**RECORDS SUPPLIED**.
* * *

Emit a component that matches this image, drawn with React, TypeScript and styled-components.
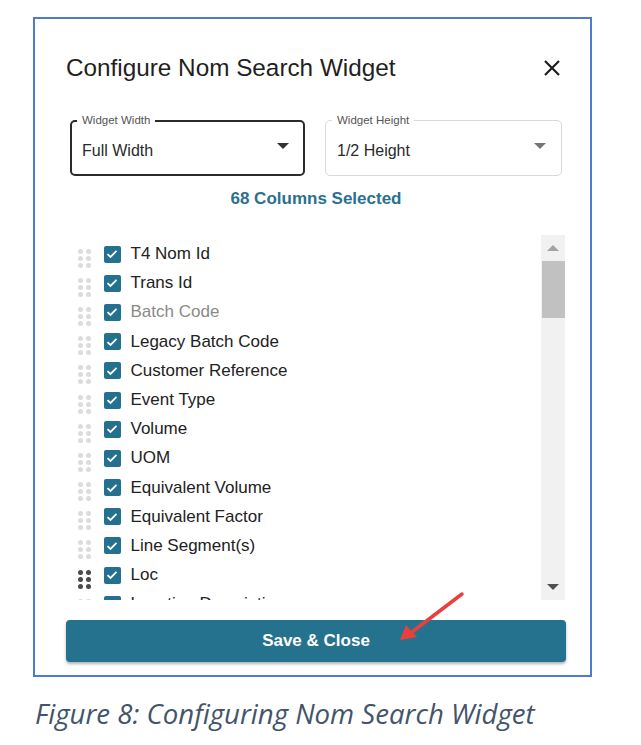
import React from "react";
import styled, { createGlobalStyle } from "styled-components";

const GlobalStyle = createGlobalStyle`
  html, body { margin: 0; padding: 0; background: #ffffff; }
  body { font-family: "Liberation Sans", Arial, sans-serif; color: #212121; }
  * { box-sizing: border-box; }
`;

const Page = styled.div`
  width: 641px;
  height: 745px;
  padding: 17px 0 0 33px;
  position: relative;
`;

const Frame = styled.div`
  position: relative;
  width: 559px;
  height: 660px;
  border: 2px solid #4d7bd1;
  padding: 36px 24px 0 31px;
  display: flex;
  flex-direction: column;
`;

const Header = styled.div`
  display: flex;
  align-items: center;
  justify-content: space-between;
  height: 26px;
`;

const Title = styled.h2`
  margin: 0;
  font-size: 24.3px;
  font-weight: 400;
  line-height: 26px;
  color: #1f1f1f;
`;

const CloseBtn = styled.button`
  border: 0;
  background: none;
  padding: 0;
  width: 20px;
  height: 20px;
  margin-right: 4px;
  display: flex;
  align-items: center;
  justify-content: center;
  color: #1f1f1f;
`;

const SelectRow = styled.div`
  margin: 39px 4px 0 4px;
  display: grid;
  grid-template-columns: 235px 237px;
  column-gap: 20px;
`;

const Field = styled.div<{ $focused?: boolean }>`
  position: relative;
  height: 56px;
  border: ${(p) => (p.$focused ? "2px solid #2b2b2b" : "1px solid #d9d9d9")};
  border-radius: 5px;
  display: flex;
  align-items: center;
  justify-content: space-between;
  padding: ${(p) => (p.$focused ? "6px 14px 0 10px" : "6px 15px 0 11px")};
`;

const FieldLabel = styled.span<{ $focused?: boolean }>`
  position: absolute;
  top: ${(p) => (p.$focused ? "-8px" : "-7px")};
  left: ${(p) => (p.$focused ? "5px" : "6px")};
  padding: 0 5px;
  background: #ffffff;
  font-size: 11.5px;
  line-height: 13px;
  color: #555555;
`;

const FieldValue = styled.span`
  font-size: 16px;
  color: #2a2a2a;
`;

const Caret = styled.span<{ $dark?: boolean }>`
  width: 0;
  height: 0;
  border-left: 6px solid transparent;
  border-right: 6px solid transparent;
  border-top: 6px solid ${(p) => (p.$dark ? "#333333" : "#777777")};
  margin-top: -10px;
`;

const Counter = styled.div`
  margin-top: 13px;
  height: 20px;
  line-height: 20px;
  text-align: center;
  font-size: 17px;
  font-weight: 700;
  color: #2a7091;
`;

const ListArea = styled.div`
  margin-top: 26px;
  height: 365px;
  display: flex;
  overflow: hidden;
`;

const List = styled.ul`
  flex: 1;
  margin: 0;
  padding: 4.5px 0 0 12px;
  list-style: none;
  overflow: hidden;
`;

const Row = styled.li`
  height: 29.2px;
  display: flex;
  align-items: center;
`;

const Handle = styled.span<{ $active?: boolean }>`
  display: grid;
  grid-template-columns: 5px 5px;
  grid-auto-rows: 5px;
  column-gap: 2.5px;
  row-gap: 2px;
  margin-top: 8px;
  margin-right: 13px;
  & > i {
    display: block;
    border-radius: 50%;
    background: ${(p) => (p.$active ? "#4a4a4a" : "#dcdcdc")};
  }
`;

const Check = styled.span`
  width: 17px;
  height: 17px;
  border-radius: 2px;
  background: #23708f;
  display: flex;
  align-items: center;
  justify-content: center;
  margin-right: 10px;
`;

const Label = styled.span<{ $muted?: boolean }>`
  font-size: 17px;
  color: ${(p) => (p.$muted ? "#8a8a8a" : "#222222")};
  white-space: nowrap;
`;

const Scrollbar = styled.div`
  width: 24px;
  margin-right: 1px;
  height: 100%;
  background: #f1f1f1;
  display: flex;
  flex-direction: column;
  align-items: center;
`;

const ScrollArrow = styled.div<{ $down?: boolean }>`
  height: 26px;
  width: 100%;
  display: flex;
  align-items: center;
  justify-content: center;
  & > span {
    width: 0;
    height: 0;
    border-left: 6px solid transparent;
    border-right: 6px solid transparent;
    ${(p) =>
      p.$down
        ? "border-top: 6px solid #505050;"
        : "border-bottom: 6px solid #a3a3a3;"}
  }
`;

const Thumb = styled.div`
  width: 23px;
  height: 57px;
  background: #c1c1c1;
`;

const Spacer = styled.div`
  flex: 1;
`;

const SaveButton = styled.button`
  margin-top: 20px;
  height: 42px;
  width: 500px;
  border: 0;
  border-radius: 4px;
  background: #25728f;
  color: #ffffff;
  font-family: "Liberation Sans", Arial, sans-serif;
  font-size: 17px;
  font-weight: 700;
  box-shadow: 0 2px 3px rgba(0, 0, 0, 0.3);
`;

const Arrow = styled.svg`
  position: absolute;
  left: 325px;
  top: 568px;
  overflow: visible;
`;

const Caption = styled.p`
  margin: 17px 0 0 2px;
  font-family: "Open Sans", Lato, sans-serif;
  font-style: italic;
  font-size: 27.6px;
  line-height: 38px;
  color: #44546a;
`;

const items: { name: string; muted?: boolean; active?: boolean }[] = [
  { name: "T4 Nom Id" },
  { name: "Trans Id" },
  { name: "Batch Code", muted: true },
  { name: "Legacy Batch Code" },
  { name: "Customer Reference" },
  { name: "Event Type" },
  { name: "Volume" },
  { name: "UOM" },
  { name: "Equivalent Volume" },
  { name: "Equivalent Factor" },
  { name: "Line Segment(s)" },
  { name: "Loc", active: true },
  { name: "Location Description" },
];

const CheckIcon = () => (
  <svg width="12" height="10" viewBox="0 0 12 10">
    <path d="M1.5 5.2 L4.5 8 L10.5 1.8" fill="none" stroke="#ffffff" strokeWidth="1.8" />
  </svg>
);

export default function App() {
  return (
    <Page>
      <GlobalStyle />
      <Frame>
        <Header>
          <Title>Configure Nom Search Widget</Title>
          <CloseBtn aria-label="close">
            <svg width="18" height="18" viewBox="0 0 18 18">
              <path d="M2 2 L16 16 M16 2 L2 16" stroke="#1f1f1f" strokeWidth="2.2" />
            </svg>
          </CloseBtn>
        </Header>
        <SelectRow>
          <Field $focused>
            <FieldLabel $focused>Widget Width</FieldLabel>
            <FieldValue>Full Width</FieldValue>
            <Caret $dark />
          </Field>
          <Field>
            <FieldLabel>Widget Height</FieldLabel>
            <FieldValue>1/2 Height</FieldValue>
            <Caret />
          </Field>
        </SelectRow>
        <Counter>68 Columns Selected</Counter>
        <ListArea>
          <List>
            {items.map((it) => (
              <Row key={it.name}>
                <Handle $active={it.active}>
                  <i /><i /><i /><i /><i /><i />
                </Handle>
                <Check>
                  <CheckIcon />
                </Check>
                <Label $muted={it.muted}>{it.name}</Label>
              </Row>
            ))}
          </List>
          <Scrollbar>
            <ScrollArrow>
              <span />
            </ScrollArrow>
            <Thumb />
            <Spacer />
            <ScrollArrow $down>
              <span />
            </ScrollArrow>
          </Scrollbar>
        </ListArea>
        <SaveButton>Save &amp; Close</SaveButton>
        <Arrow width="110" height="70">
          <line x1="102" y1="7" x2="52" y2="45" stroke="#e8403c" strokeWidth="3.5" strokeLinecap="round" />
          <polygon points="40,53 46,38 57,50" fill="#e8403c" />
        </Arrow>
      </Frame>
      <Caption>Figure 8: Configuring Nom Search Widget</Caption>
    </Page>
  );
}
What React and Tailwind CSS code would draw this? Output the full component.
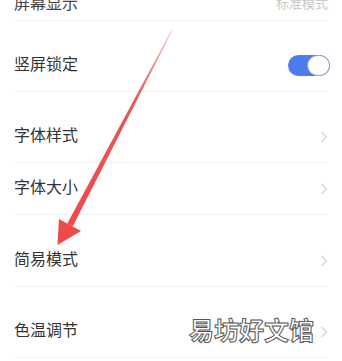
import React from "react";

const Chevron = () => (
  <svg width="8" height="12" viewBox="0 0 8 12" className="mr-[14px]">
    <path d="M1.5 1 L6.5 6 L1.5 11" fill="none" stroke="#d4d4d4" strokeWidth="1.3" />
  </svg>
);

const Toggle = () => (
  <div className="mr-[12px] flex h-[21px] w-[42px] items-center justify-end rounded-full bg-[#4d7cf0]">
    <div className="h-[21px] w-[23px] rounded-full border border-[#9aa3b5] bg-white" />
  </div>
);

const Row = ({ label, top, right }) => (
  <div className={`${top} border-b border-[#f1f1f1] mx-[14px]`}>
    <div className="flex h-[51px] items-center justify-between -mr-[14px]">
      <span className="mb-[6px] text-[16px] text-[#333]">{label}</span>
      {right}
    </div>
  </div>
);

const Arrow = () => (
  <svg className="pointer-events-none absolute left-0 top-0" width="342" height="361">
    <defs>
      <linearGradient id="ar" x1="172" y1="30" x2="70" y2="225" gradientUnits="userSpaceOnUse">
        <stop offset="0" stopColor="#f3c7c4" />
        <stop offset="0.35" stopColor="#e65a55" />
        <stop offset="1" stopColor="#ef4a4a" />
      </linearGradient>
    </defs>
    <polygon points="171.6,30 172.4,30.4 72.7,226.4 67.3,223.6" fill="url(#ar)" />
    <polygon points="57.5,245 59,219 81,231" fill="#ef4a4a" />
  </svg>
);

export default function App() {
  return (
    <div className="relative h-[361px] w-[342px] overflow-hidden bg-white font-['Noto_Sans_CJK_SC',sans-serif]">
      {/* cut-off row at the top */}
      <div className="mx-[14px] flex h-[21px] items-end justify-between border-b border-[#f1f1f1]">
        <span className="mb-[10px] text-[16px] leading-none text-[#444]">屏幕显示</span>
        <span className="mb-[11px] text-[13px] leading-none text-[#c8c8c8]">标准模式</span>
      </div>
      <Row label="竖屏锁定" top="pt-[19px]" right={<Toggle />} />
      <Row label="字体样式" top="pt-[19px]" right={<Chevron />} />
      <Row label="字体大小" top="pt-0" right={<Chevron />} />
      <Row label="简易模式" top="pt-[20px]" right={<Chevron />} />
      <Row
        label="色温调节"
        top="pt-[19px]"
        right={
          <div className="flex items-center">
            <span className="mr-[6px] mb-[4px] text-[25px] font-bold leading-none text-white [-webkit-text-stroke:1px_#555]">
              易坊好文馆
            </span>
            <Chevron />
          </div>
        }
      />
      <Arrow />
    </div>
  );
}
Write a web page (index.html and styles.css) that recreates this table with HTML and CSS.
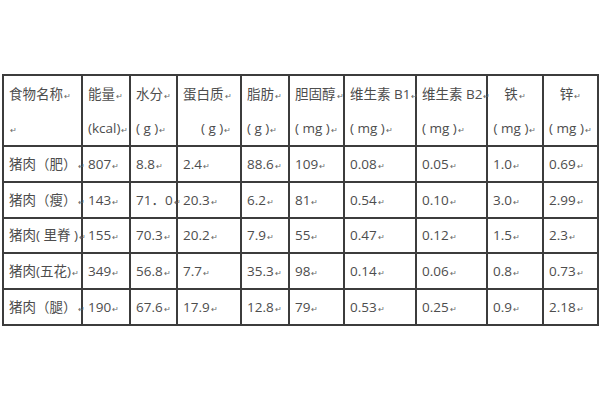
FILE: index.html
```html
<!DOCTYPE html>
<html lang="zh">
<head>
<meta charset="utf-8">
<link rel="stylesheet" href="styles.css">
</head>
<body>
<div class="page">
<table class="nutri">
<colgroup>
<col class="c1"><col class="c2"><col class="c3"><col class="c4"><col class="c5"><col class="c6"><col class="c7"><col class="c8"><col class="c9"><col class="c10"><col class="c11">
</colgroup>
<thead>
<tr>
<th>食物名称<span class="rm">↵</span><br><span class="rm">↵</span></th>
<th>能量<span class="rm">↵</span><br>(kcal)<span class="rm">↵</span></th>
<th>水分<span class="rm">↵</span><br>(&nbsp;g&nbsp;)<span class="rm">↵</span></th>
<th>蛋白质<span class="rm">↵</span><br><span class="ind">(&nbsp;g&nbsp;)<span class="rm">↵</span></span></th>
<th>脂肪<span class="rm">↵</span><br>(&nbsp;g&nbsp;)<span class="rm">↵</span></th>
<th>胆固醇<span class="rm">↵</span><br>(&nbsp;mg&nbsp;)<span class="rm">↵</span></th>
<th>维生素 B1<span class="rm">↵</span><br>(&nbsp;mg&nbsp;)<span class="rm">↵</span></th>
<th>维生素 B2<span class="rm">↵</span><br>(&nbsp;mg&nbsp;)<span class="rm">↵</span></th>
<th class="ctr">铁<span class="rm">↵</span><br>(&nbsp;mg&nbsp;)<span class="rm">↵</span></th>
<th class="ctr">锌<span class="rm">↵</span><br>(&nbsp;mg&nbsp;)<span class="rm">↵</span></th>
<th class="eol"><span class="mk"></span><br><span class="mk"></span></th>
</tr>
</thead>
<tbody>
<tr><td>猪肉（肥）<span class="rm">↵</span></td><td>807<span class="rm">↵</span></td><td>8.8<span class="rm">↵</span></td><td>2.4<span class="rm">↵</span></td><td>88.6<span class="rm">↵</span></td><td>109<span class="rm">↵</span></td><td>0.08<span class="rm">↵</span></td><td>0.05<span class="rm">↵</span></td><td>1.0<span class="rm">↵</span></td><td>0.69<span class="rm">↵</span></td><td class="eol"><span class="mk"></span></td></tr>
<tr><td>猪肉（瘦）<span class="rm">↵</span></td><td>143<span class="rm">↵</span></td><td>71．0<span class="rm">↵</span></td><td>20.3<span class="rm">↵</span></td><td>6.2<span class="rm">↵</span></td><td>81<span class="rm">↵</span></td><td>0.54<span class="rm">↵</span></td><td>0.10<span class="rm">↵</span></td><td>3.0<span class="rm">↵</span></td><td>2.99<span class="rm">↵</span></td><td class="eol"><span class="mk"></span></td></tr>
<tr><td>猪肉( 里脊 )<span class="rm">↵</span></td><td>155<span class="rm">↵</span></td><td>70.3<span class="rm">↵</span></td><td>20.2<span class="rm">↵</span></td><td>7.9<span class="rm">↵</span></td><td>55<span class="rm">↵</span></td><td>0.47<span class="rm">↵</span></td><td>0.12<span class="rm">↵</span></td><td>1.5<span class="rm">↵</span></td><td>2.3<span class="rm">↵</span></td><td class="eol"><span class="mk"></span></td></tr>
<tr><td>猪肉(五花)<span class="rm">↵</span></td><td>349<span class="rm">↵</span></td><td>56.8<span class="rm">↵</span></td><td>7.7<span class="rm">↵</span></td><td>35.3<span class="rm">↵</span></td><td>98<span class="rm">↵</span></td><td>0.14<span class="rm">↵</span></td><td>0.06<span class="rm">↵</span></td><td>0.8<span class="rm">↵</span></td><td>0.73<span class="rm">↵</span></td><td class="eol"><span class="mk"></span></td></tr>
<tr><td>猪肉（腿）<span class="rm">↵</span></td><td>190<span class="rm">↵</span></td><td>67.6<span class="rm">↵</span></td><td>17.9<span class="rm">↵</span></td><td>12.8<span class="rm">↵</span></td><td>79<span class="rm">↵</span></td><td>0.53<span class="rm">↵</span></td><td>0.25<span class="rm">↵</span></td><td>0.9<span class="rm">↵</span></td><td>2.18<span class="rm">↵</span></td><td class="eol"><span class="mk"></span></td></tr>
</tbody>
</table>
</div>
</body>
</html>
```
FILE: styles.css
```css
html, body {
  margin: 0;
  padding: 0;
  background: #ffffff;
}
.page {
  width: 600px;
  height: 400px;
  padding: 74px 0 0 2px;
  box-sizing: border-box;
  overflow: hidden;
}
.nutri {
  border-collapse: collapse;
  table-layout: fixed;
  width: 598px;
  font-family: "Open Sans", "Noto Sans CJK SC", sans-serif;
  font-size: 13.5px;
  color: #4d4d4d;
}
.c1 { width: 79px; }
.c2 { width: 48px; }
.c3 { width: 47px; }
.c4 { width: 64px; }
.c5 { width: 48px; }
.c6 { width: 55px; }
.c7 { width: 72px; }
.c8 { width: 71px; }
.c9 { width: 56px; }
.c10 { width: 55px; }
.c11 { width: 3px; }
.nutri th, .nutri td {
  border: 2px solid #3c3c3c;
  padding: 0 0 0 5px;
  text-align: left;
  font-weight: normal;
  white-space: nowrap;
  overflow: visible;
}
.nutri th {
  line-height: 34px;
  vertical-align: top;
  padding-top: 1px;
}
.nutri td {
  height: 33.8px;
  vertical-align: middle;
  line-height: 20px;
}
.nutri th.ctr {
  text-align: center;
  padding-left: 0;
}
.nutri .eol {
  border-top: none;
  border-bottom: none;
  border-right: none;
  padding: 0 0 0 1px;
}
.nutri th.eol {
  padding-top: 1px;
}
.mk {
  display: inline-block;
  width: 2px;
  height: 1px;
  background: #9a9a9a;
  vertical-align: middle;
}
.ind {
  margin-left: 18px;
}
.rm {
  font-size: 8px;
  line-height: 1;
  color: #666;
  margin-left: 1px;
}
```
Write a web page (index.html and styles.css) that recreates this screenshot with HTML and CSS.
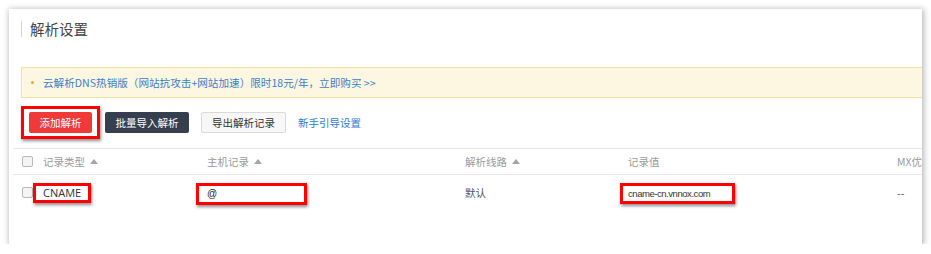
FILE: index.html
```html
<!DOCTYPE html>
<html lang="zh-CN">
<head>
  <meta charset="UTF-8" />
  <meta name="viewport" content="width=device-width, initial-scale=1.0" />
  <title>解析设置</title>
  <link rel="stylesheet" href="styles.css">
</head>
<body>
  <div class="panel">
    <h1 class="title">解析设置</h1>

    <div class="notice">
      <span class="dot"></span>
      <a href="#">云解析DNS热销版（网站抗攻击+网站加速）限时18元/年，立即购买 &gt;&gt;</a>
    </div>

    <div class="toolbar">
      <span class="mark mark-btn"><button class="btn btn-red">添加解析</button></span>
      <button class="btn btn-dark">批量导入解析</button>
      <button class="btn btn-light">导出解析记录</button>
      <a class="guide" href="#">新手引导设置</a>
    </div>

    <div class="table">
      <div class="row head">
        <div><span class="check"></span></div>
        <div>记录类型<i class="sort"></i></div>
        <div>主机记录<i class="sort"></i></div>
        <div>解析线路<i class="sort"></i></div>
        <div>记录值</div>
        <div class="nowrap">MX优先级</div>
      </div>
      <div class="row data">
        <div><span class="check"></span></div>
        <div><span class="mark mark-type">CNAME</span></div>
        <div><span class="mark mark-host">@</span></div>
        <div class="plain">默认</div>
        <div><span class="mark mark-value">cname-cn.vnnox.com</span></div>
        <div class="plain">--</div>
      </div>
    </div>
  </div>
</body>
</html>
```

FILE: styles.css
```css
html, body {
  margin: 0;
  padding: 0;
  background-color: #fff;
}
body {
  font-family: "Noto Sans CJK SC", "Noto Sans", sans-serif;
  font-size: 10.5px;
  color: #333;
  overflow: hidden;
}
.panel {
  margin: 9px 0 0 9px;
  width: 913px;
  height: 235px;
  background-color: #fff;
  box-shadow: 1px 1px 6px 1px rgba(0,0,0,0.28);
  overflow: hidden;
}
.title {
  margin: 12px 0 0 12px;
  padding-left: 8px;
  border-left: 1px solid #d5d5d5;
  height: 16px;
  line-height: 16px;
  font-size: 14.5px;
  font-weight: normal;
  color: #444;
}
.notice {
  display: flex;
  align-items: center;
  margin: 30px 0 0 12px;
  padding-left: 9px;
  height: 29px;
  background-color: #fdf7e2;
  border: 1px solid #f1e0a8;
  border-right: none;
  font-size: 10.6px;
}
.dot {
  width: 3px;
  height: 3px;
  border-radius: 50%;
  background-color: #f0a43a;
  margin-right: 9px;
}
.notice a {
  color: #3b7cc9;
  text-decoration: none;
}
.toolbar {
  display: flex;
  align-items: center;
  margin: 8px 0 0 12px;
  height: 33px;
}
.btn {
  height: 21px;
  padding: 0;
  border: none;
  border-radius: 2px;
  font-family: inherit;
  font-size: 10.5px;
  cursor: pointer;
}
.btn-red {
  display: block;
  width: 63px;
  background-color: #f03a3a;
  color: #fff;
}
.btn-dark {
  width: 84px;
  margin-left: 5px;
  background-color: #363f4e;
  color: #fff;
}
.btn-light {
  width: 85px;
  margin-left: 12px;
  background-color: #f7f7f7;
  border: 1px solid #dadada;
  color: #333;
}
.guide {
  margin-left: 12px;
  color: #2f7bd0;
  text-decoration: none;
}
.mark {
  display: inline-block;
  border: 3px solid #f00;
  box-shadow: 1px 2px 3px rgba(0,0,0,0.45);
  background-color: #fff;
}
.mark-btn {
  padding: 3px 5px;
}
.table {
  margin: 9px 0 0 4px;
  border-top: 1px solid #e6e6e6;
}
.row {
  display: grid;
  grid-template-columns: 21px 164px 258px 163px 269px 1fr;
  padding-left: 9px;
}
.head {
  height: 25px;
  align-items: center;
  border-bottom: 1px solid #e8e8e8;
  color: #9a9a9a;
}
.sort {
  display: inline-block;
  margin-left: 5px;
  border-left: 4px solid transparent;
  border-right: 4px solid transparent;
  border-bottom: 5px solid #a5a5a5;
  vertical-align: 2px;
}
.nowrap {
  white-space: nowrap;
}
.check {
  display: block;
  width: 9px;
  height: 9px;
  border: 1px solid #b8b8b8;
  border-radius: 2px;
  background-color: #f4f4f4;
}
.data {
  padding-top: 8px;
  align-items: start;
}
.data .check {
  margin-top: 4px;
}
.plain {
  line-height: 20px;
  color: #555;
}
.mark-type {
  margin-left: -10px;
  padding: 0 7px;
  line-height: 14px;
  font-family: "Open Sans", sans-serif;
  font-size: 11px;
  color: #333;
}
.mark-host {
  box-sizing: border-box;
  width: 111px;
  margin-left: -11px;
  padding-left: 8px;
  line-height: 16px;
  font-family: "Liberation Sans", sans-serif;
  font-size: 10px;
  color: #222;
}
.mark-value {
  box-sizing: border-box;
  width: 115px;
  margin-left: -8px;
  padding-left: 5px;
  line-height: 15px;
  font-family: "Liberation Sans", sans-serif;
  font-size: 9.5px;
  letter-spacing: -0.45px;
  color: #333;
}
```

* * *

**DIRECTION**.
Provide the number of lines in these entries that hold the word "React", without any accompanying text.

**EXERCISE SOLUTION**.
4